上:そうですね。梅村さん個人的な能力、ネットワークの問題です。
工藤:仕組みとして、政治がやる動きにはなっていなかったのですか。
梅村:残念ながらそういう場面が少なかったですね。どうなのでしょう。政治家も官の発想になっていたような印象が、もの凄くあります。
上:そうですね。良くないパターンの政治家っていうのは、陳情を聞いて、「分かった、国道交通省に言っておくよ、厚生労働省によっておくよ」というのは、ダメな政治家なわけです。
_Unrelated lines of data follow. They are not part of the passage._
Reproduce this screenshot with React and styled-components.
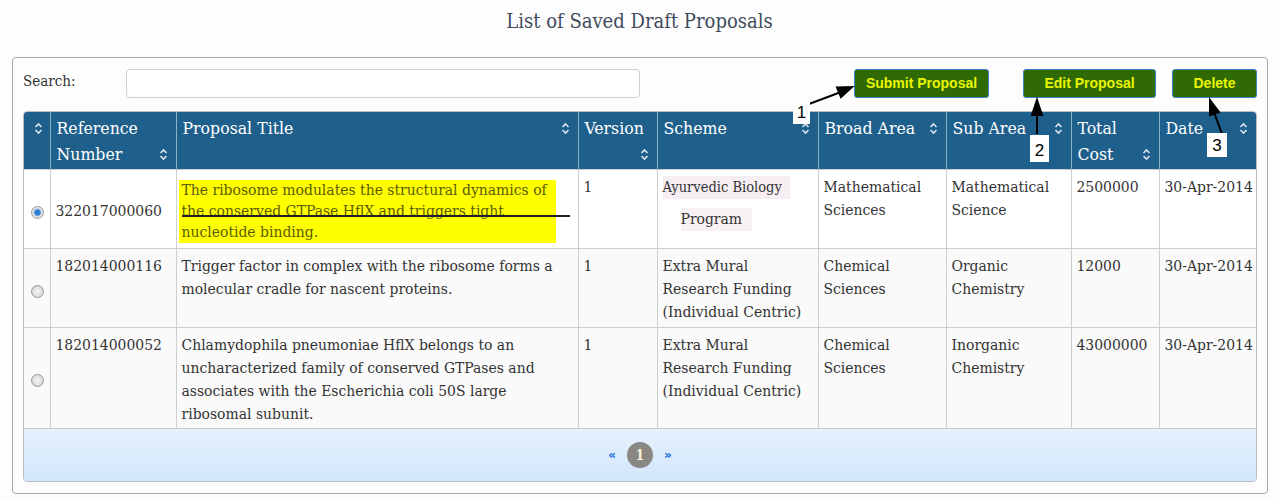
import React from "react";
import styled, { createGlobalStyle } from "styled-components";

const GlobalStyle = createGlobalStyle`
  body {
    margin: 0;
    background: #fdfdfd;
    font-family: "DejaVu Serif Condensed", "DejaVu Serif", serif;
    color: #333;
  }
`;

const Page = styled.div`
  position: relative;
  width: 1279px;
  height: 500px;
  overflow: hidden;
`;

const Title = styled.h2`
  margin: 0;
  padding-top: 9px;
  height: 57px;
  box-sizing: border-box;
  text-align: center;
  font-size: 20px;
  line-height: 24px;
  font-weight: 400;
  color: #3d4b5c;
`;

const Panel = styled.div`
  margin: 0 11px 0 12px;
  border: 1px solid #a9a9a9;
  border-radius: 4px;
  padding: 11px 10px 11px 10px;
`;

const Toolbar = styled.div`
  display: flex;
  align-items: center;
  height: 29px;
  margin-bottom: 13px;
`;

const SearchLabel = styled.label`
  width: 103px;
  font-size: 15px;
  align-self: flex-start;
  padding-top: 3px;
`;

const SearchInput = styled.input`
  width: 514px;
  height: 29px;
  box-sizing: border-box;
  border: 1px solid #cfcfcf;
  border-radius: 4px;
  background: #fff;
`;

const ActionButton = styled.button`
  height: 29px;
  width: ${(p) => p.$w}px;
  margin-left: ${(p) => p.$gap}px;
  background: #2f6a05;
  border: 1px solid #3f82c8;
  border-radius: 3px;
  color: #e9f500;
  font-family: "Liberation Sans", Arial, sans-serif;
  font-weight: 700;
  font-size: 14px;
  padding: 0 0 1px;
`;

const Spacer = styled.div`
  flex: 1;
`;

const TableBox = styled.div`
  border: 1px solid #bdbdbd;
  border-radius: 4px;
  overflow: hidden;
`;

const Table = styled.table`
  width: 100%;
  table-layout: fixed;
  border-collapse: collapse;
`;

const HeadRow = styled.tr`
  background: #1f5f8b;
  height: 57px;
`;

const Th = styled.th`
  vertical-align: top;
  text-align: left;
  padding: 3px 8px 2px 6px;
  font-size: 17.5px;
  line-height: 26px;
  font-weight: 400;
  color: #fff;
  border-left: 1px solid #8fb0c8;
  &:first-child {
    border-left: none;
    padding: 3px 0 0;
  }
`;

const HeadInner = styled.div`
  display: flex;
  flex-direction: ${(p) => (p.$stack ? "column" : "row")};
  justify-content: ${(p) => (p.$center ? "center" : "space-between")};
  align-items: flex-end;
  & > span:first-child {
    align-self: ${(p) => (p.$stack ? "flex-start" : "auto")};
  }
`;

const IconSlot = styled.span`
  display: flex;
  align-items: center;
  justify-content: center;
  height: 26px;
  margin-left: 4px;
  flex-shrink: 0;
`;

const Row = styled.tr`
  height: ${(p) => p.$h}px;
  background: ${(p) => (p.$alt ? "#fafafa" : "#fff")};
  border-top: 1px solid #cfcfcf;
`;

const Td = styled.td`
  vertical-align: ${(p) => (p.$middle ? "middle" : "top")};
  text-align: ${(p) => (p.$center ? "center" : "left")};
  padding: 6px 3px 1px 5px;
  font-size: 15.5px;
  line-height: 23px;
  border-left: 1px solid #cfcfcf;
  &:first-child {
    border-left: none;
  }
`;

const Radio = styled.span`
  display: inline-block;
  width: 11px;
  height: 11px;
  border-radius: 50%;
  border: 1px solid #9a9a9a;
  vertical-align: middle;
  background: ${(p) =>
    p.$checked
      ? "radial-gradient(circle, #2a7fd4 0 2.5px, #9dc3e8 3.5px, #e4e4e4 4.5px)"
      : "radial-gradient(circle, #f4f4f4 0, #cfcfcf 100%)"};
`;

const Highlight = styled.div`
  position: relative;
  width: 371px;
  margin-top: 4px;
  margin-left: -3px;
  padding: 0 3px;
  background: #ffff00;
  color: #5c5a00;
  line-height: 21px;
`;

const StrikeLine = styled.span`
  position: absolute;
  left: 3px;
  top: 35px;
  width: 388px;
  height: 2px;
  background: #1f1f2a;
`;

const SchemeFirst = styled.div`
  display: inline-block;
  font-size: 14.5px;
  background: #f6eef3;
  padding-right: 8px;
`;

const SchemeSecond = styled.div`
  display: inline-block;
  margin: 9px 0 0 18px;
  padding-right: 10px;
  background: #f8f1f4;
`;

const Footer = styled.div`
  height: 52px;
  border-top: 1px solid #c9c9c9;
  background: linear-gradient(#e6f1fd, #d2e6fb);
  display: flex;
  align-items: center;
  justify-content: center;
  gap: 11px;
`;

const PageArrow = styled.span`
  color: #1d6fd8;
  font-size: 12px;
  font-weight: 700;
  font-family: "DejaVu Sans", sans-serif;
`;

const PageDot = styled.span`
  width: 26px;
  height: 26px;
  border-radius: 50%;
  background: #8a8682;
  color: #f8f3d8;
  font-weight: 700;
  font-size: 14px;
  display: flex;
  align-items: center;
  justify-content: center;
`;

const Overlay = styled.svg`
  position: absolute;
  left: 0;
  top: 0;
  pointer-events: none;
`;

const Callout = styled.span`
  position: absolute;
  left: ${(p) => p.$x}px;
  top: ${(p) => p.$y}px;
  width: ${(p) => p.$w}px;
  height: ${(p) => p.$h}px;
  background: #fff;
  color: #000;
  font-family: "Liberation Sans", Arial, sans-serif;
  font-size: 17px;
  display: flex;
  align-items: flex-end;
  justify-content: center;
  padding-bottom: 1px;
  box-sizing: border-box;
`;

const SortIcon = () => (
  <svg width="9" height="13" viewBox="0 0 9 13">
    <path d="M1.5 5 L4.5 2 L7.5 5 M1.5 8 L4.5 11 L7.5 8" fill="none" stroke="#dce6ee" strokeWidth="1.6" />
  </svg>
);

const columns = [
  { w: 26, label: "" },
  { w: 126, label: "Reference Number" },
  { w: 402, label: "Proposal Title" },
  { w: 79, label: "Version", stack: true },
  { w: 161, label: "Scheme" },
  { w: 128, label: "Broad Area" },
  { w: 125, label: "Sub Area" },
  { w: 88, label: "Total Cost" },
  { w: 97, label: "Date" },
];

const rows = [
  {
    ref: "182014000116",
    title: "Trigger factor in complex with the ribosome forms a molecular cradle for nascent proteins.",
    scheme: "Extra Mural Research Funding (Individual Centric)",
    broad: "Chemical Sciences",
    sub: "Organic Chemistry",
    cost: "12000",
    h: 79,
  },
  {
    ref: "182014000052",
    title:
      "Chlamydophila pneumoniae HflX belongs to an uncharacterized family of conserved GTPases and associates with the Escherichia coli 50S large ribosomal subunit.",
    scheme: "Extra Mural Research Funding (Individual Centric)",
    broad: "Chemical Sciences",
    sub: "Inorganic Chemistry",
    cost: "43000000",
    h: 100,
  },
];

export default function App() {
  return (
    <Page>
      <GlobalStyle />
      <Title>List of Saved Draft Proposals</Title>
      <Panel>
        <Toolbar>
          <SearchLabel>Search:</SearchLabel>
          <SearchInput type="text" />
          <Spacer />
          <ActionButton $w={135} $gap={0}>Submit Proposal</ActionButton>
          <ActionButton $w={133} $gap={34}>Edit Proposal</ActionButton>
          <ActionButton $w={85} $gap={16}>Delete</ActionButton>
        </Toolbar>
        <TableBox>
          <Table>
            <colgroup>
              {columns.map((c, i) => (
                <col key={i} width={c.w} />
              ))}
            </colgroup>
            <thead>
              <HeadRow>
                {columns.map((c, i) => (
                  <Th key={i}>
                    <HeadInner $stack={c.stack} $center={!c.label}>
                      {c.label && <span>{c.label}</span>}
                      <IconSlot>
                        <SortIcon />
                      </IconSlot>
                    </HeadInner>
                  </Th>
                ))}
              </HeadRow>
            </thead>
            <tbody>
              <Row $h={79}>
                <Td $middle $center>
                  <Radio $checked />
                </Td>
                <Td $middle>322017000060</Td>
                <Td>
                  <Highlight>
                    The ribosome modulates the structural dynamics of the conserved GTPase HflX and triggers tight
                    nucleotide binding.
                    <StrikeLine />
                  </Highlight>
                </Td>
                <Td>1</Td>
                <Td>
                  <SchemeFirst>Ayurvedic Biology</SchemeFirst>
                  <br />
                  <SchemeSecond>Program</SchemeSecond>
                </Td>
                <Td>Mathematical Sciences</Td>
                <Td>Mathematical Science</Td>
                <Td>2500000</Td>
                <Td>30-Apr-2014</Td>
              </Row>
              {rows.map((r) => (
                <Row key={r.ref} $h={r.h} $alt>
                  <Td $middle $center>
                    <Radio />
                  </Td>
                  <Td>{r.ref}</Td>
                  <Td>{r.title}</Td>
                  <Td>1</Td>
                  <Td>{r.scheme}</Td>
                  <Td>{r.broad}</Td>
                  <Td>{r.sub}</Td>
                  <Td>{r.cost}</Td>
                  <Td>30-Apr-2014</Td>
                </Row>
              ))}
            </tbody>
          </Table>
          <Footer>
            <PageArrow>«</PageArrow>
            <PageDot>1</PageDot>
            <PageArrow>»</PageArrow>
          </Footer>
        </TableBox>
      </Panel>

      <Overlay width="1279" height="500">
        <g stroke="#000" strokeWidth="2" fill="#000">
          <line x1="809" y1="104" x2="841" y2="92" />
          <polygon points="852,87 841,97 837,87.5" />
          <line x1="1037" y1="134" x2="1037" y2="112" />
          <polygon points="1037,100 1042,115 1032,115" />
          <line x1="1222" y1="134" x2="1214" y2="112" />
          <polygon points="1210,100 1219,112 1210,115" />
        </g>
      </Overlay>
      <Callout $x={793} $y={102} $w={17} $h={22}>1</Callout>
      <Callout $x={1030} $y={135} $w={19} $h={27}>2</Callout>
      <Callout $x={1207} $y={133} $w={20} $h={24}>3</Callout>
    </Page>
  );
}
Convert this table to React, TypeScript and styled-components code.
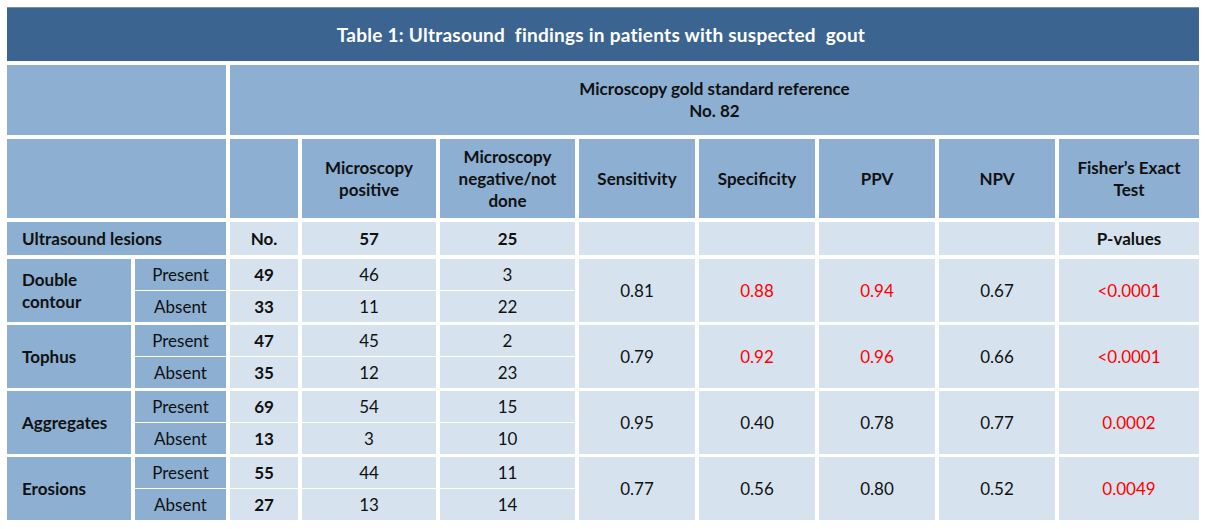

今回、政治家が活躍できるポテンシャルがあったのは、地元に関しては、旅館から食品業者、病院までみんな知っているので、バイパスして繋げたはずなのです。地元に張り付いて問題点を解決した方もおられれば、霞ヶ関にいて官庁に指示を与えている、あるいは、今時、提言をしているような人もいるわけです。提言をする暇があれば、現地に行けばいいのですが。そういう政治家は役に立たない。それは、国民が淘汰すればいい話で提言とか役所に丸投げしている政治家はダメですね。
工藤:今の話もそうですが、要するに、政治や官という問題ではなくて、個人なのですね。ある意味で、民と同じですね。個人が被災地の非常時に機能したという形だったのですね。
上:想定外のことが起こっているわけなので、既存の仕組みがワークするままやってみる、しかし、既存の仕組み以外が重要になりますから、その想像力を持ってやれる人というのは、官だろうが政治家だろうが民だろうが同じですよね。
工藤:わかりました。それでは、ここで休憩を入れたいと思います。
5月18日、言論NPOは、言論スタジオにて上昌広氏(東京大学医科学研究所特任教授)と梅村聡氏(参議院議員)をゲストにお迎えし、「日本の医療は被災地にどう向かいあったのか」をテーマに話し合いました。